• What the exercise asks:
Leaving out the pictures, retype all the material exactly.

• Information provided:

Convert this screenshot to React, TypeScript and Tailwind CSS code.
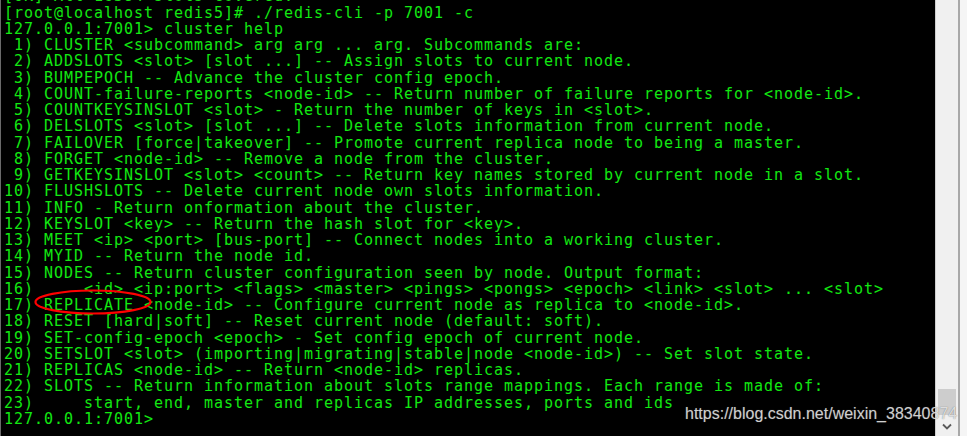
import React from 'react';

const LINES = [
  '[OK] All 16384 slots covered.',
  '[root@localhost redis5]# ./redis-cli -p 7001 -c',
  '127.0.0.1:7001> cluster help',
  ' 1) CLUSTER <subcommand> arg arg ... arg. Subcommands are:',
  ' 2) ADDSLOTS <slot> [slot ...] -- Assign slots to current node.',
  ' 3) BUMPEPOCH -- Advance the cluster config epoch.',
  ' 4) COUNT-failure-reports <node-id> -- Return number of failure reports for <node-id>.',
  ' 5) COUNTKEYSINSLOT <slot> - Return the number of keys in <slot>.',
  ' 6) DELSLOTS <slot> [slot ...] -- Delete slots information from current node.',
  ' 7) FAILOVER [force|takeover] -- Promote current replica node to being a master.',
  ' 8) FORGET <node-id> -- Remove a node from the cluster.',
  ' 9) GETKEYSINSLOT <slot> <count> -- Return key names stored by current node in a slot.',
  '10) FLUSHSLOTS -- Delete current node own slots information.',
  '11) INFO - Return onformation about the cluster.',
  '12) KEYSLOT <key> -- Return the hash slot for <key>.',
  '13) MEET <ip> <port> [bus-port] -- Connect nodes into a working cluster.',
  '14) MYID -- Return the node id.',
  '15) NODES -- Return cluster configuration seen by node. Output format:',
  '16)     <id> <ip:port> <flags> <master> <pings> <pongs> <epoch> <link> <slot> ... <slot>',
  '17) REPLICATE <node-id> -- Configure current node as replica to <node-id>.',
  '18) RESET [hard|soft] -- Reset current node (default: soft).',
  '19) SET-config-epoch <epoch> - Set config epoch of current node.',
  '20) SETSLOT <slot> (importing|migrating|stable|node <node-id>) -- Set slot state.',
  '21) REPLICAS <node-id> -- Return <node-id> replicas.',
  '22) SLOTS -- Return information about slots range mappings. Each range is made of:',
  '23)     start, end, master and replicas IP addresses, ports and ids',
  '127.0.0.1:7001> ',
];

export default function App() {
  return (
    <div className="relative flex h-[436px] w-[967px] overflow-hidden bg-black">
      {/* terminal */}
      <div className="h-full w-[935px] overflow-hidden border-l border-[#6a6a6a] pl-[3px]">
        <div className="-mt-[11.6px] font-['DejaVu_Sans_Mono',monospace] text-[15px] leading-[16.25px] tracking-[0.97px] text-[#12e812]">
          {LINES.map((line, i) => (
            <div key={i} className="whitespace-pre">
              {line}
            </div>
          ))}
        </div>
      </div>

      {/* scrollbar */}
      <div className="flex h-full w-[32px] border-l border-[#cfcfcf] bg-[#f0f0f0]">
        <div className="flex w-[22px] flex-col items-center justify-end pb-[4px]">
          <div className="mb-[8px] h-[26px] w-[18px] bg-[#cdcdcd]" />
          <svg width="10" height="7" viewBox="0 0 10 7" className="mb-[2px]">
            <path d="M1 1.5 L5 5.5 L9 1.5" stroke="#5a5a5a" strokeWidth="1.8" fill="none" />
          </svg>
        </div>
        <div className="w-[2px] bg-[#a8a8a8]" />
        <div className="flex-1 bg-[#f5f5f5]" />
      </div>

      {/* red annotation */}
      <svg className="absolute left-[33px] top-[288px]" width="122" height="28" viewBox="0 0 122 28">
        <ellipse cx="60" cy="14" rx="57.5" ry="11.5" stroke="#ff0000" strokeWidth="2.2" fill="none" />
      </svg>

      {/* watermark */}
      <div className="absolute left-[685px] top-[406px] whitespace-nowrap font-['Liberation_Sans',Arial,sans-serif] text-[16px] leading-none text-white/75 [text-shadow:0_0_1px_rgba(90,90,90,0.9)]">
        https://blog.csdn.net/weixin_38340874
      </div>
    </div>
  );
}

• Final result:
Convert this screenshot to React, TypeScript and Tailwind CSS code.
import React from 'react';

const LINES = [
  '[OK] All 16384 slots covered.',
  '[root@localhost redis5]# ./redis-cli -p 7001 -c',
  '127.0.0.1:7001> cluster help',
  ' 1) CLUSTER <subcommand> arg arg ... arg. Subcommands are:',
  ' 2) ADDSLOTS <slot> [slot ...] -- Assign slots to current node.',
  ' 3) BUMPEPOCH -- Advance the cluster config epoch.',
  ' 4) COUNT-failure-reports <node-id> -- Return number of failure reports for <node-id>.',
  ' 5) COUNTKEYSINSLOT <slot> - Return the number of keys in <slot>.',
  ' 6) DELSLOTS <slot> [slot ...] -- Delete slots information from current node.',
  ' 7) FAILOVER [force|takeover] -- Promote current replica node to being a master.',
  ' 8) FORGET <node-id> -- Remove a node from the cluster.',
  ' 9) GETKEYSINSLOT <slot> <count> -- Return key names stored by current node in a slot.',
  '10) FLUSHSLOTS -- Delete current node own slots information.',
  '11) INFO - Return onformation about the cluster.',
  '12) KEYSLOT <key> -- Return the hash slot for <key>.',
  '13) MEET <ip> <port> [bus-port] -- Connect nodes into a working cluster.',
  '14) MYID -- Return the node id.',
  '15) NODES -- Return cluster configuration seen by node. Output format:',
  '16)     <id> <ip:port> <flags> <master> <pings> <pongs> <epoch> <link> <slot> ... <slot>',
  '17) REPLICATE <node-id> -- Configure current node as replica to <node-id>.',
  '18) RESET [hard|soft] -- Reset current node (default: soft).',
  '19) SET-config-epoch <epoch> - Set config epoch of current node.',
  '20) SETSLOT <slot> (importing|migrating|stable|node <node-id>) -- Set slot state.',
  '21) REPLICAS <node-id> -- Return <node-id> replicas.',
  '22) SLOTS -- Return information about slots range mappings. Each range is made of:',
  '23)     start, end, master and replicas IP addresses, ports and ids',
  '127.0.0.1:7001> ',
];

export default function App() {
  return (
    <div className="relative flex h-[436px] w-[967px] overflow-hidden bg-black">
      {/* terminal */}
      <div className="h-full w-[935px] overflow-hidden border-l border-[#6a6a6a] pl-[3px]">
        <div className="-mt-[11.6px] font-['DejaVu_Sans_Mono',monospace] text-[15px] leading-[16.25px] tracking-[0.97px] text-[#12e812]">
          {LINES.map((line, i) => (
            <div key={i} className="whitespace-pre">
              {line}
            </div>
          ))}
        </div>
      </div>

      {/* scrollbar */}
      <div className="flex h-full w-[32px] border-l border-[#cfcfcf] bg-[#f0f0f0]">
        <div className="flex w-[22px] flex-col items-center justify-end pb-[4px]">
          <div className="mb-[8px] h-[26px] w-[18px] bg-[#cdcdcd]" />
          <svg width="10" height="7" viewBox="0 0 10 7" className="mb-[2px]">
            <path d="M1 1.5 L5 5.5 L9 1.5" stroke="#5a5a5a" strokeWidth="1.8" fill="none" />
          </svg>
        </div>
        <div className="w-[2px] bg-[#a8a8a8]" />
        <div className="flex-1 bg-[#f5f5f5]" />
      </div>

      {/* red annotation */}
      <svg className="absolute left-[33px] top-[288px]" width="122" height="28" viewBox="0 0 122 28">
        <ellipse cx="60" cy="14" rx="57.5" ry="11.5" stroke="#ff0000" strokeWidth="2.2" fill="none" />
      </svg>

      {/* watermark */}
      <div className="absolute left-[685px] top-[406px] whitespace-nowrap font-['Liberation_Sans',Arial,sans-serif] text-[16px] leading-none text-white/75 [text-shadow:0_0_1px_rgba(90,90,90,0.9)]">
        https://blog.csdn.net/weixin_38340874
      </div>
    </div>
  );
}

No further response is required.